Working constructively with Government is the way in which we can improve children’s lives. That is why, later this week, I will meet Ms Gallacher’s colleague and my Opposition counterparts in the Labour Party and the Liberal Democrats. I will work across party boundaries on the issue, because it is absolutely important that we get it right for Scotland’s children and young people.
Another area on which the outgoing children’s commissioner successfully challenged the Government was the age of criminal responsibility. In 2019, to much fanfare, the Government changed it from the lowest in the world at eight to just 12. During the passage through the Parliament of the Age of Criminal Responsibility (Scotland) Act 2019, as the cabinet secretary will remember, the United Nations Committee on the Rights of the Child uplifted that de minimis position from 12 to 14. We did not even get to the bottom and, still, there was celebration.

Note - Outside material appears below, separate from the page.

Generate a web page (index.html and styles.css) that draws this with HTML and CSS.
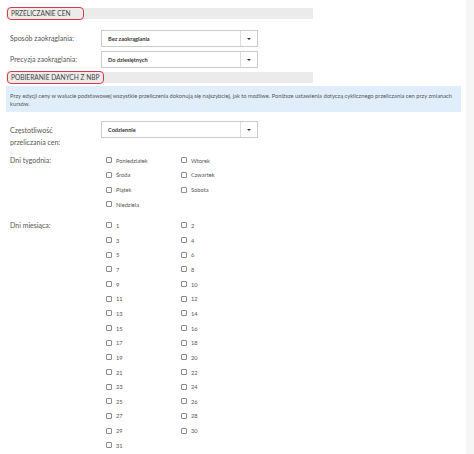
FILE: index.html
```html
<!DOCTYPE html>
<html lang="pl">

<head>
    <meta charset="UTF-8">
    <meta name="viewport" content="width=device-width, initial-scale=1.0">
    <title>Przeliczanie cen</title>
    <link rel="stylesheet" href="styles.css">
</head>

<body>

    <div class="page">
        <main class="panel">

            <div class="section-head head-first">
                <span class="section-title">Przeliczanie cen</span>
            </div>

            <div class="field-row row-first">
                <label class="field-label">Sposób zaokrąglania:</label>
                <div class="select">
                    <span class="select-value">Bez zaokrąglania</span>
                    <span class="select-arrow"><i></i></span>
                </div>
            </div>

            <div class="field-row row-next">
                <label class="field-label">Precyzja zaokrąglania:</label>
                <div class="select">
                    <span class="select-value">Do dziesiętnych</span>
                    <span class="select-arrow"><i></i></span>
                </div>
            </div>

            <div class="section-head head-second">
                <span class="section-title">Pobieranie danych z NBP</span>
            </div>

            <div class="info">
                Przy edycji ceny w walucie podstawowej wszystkie przeliczenia dokonują się najszybciej, jak to możliwe. Poniższe ustawienia dotyczą cyklicznego przeliczania cen przy zmianach kursów.
            </div>

            <div class="field-row row-freq">
                <label class="field-label label-wrap">Częstotliwość przeliczania cen:</label>
                <div class="select">
                    <span class="select-value">Codziennie</span>
                    <span class="select-arrow"><i></i></span>
                </div>
            </div>

            <div class="field-row row-week">
                <label class="field-label label-checks">Dni tygodnia:</label>
                <div class="checks">
                    <label class="check"><span class="box"></span>Poniedziałek</label>
                    <label class="check"><span class="box"></span>Wtorek</label>
                    <label class="check"><span class="box"></span>Środa</label>
                    <label class="check"><span class="box"></span>Czwartek</label>
                    <label class="check"><span class="box"></span>Piątek</label>
                    <label class="check"><span class="box"></span>Sobota</label>
                    <label class="check"><span class="box"></span>Niedziela</label>
                </div>
            </div>

            <div class="field-row row-month">
                <label class="field-label label-checks">Dni miesiąca:</label>
                <div class="checks" id="monthDays"></div>
            </div>

        </main>
        <div class="scroll-track"></div>
    </div>

    <script>
        // Days of the month, two per row
        const monthDays = document.getElementById('monthDays');
        for (let day = 1; day <= 31; day++) {
            const item = document.createElement('label');
            item.className = 'check';
            const box = document.createElement('span');
            box.className = 'box';
            item.appendChild(box);
            item.appendChild(document.createTextNode(day));
            monthDays.appendChild(item);
        }
    </script>

</body>

</html>
```

FILE: styles.css
```css
* {
    box-sizing: border-box;
}

body {
    font-family: 'Lato', 'Open Sans', sans-serif;
    margin: 0;
    padding: 0;
    background-color: #fff;
    color: #555;
    height: 454px;
    overflow: hidden;
}

.page {
    display: flex;
    height: 100%;
}

.panel {
    flex: 1;
    padding: 8px 5px 0 6px;
}

.scroll-track {
    width: 8px;
    background-color: #f6f6f6;
}

/* section headers */

.section-head {
    width: 307px;
    height: 11px;
    background-color: #ebebeb;
    display: flex;
    align-items: center;
}

.head-second {
    margin-top: 4px;
}

.section-title {
    margin-left: 2px;
    font-size: 6.6px;
    text-transform: uppercase;
    color: #444;
    padding: 0 4px 0 3px;
    line-height: 11px;
    border-radius: 3px;
    outline: 1.5px solid #d8384a;
    outline-offset: 0.5px;
}

.head-first .section-title {
    padding-right: 12px;
}

/* form rows */

.field-row {
    display: grid;
    grid-template-columns: 91px 157px;
    padding-left: 4px;
}

.row-first {
    margin-top: 11px;
}

.row-next {
    margin-top: 4px;
}

.row-freq {
    margin-top: 9px;
}

.row-week {
    margin-top: 5px;
}

.row-month {
    margin-top: 6.5px;
}

.field-label {
    font-size: 7px;
    line-height: 17px;
    color: #555;
}

.label-wrap {
    line-height: 12px;
    padding-top: 3px;
    padding-right: 30px;
}

.label-checks {
    line-height: 14.67px;
}

.select {
    height: 17px;
    border: 1px solid #cacaca;
    background-color: #fff;
    display: flex;
    align-items: center;
}

.select-value {
    flex: 1;
    font-size: 5.6px;
    font-weight: 700;
    color: #333;
    padding-left: 6px;
}

.select-arrow {
    width: 17px;
    height: 100%;
    border-left: 1px solid #dcdcdc;
    display: flex;
    align-items: center;
    justify-content: center;
}

.select-arrow i {
    width: 0;
    height: 0;
    border-left: 2px solid transparent;
    border-right: 2px solid transparent;
    border-top: 2.5px solid #333;
}

/* info box */

.info {
    margin-top: 3px;
    width: 455px;
    height: 26px;
    background-color: #e0eefc;
    font-size: 5.75px;
    line-height: 8px;
    color: #555;
    padding: 6px 4px 4px 4px;
}

/* checkboxes */

.checks {
    display: grid;
    grid-template-columns: 75px 75px;
    grid-auto-rows: 14.67px;
}

.check {
    display: flex;
    align-items: center;
    gap: 4px;
    padding-left: 5px;
    font-size: 5.7px;
    color: #555;
}

.box {
    width: 6px;
    height: 6px;
    border: 1px solid #8a8a8a;
    border-radius: 1px;
    background-color: #fff;
}
```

Is the cabinet secretary content that we are still behind Russia and China on the age at which we hold children criminally responsible for their actions? When will her Government address that so that we at least come up to the floor of international expectation?
There might be split ministerial responsibility with the Cabinet Secretary for Justice and Home Affairs on that matter. I recall some of the debates during the bill’s passage through the Parliament. I will be more than happy to write to Alex Cole-Hamilton directly on the points that he has raised.
“there should be no doubt Nicola Sturgeon made huge progress putting in place the building blocks needed to end child poverty in Scotland.”
That is the assessment of the director of the Child Poverty Action Group, John Dickie. However, the Scottish Government is working with one hand tied behind its back. What analysis has it carried out into the impact of UK welfare reforms, and how many children could be lifted out of poverty in Scotland if those key policies were reversed?
I go back to my response to Ms Duncan-Glancy. It is important that we have context about the powers that the Government has in this Parliament and the external factors that undoubtedly impact on our children and young people.
Our analysis, which was published in April last year, estimated that reversing key UK Government welfare changes that have taken place just since 2015 could lift an estimated 70,000 people in Scotland, including 30,000 children, out of poverty this year. That is why we have consistently urged the UK Government to match our ambitions in tackling child poverty head on through reversing, for example, its policies such as the benefits cap and the bedroom tax and introducing game-changing benefits similar to our Scottish child payment.
I look forward to working with the UK Government on those issues, recognising that responsibility for some of the powers rests at another Parliament.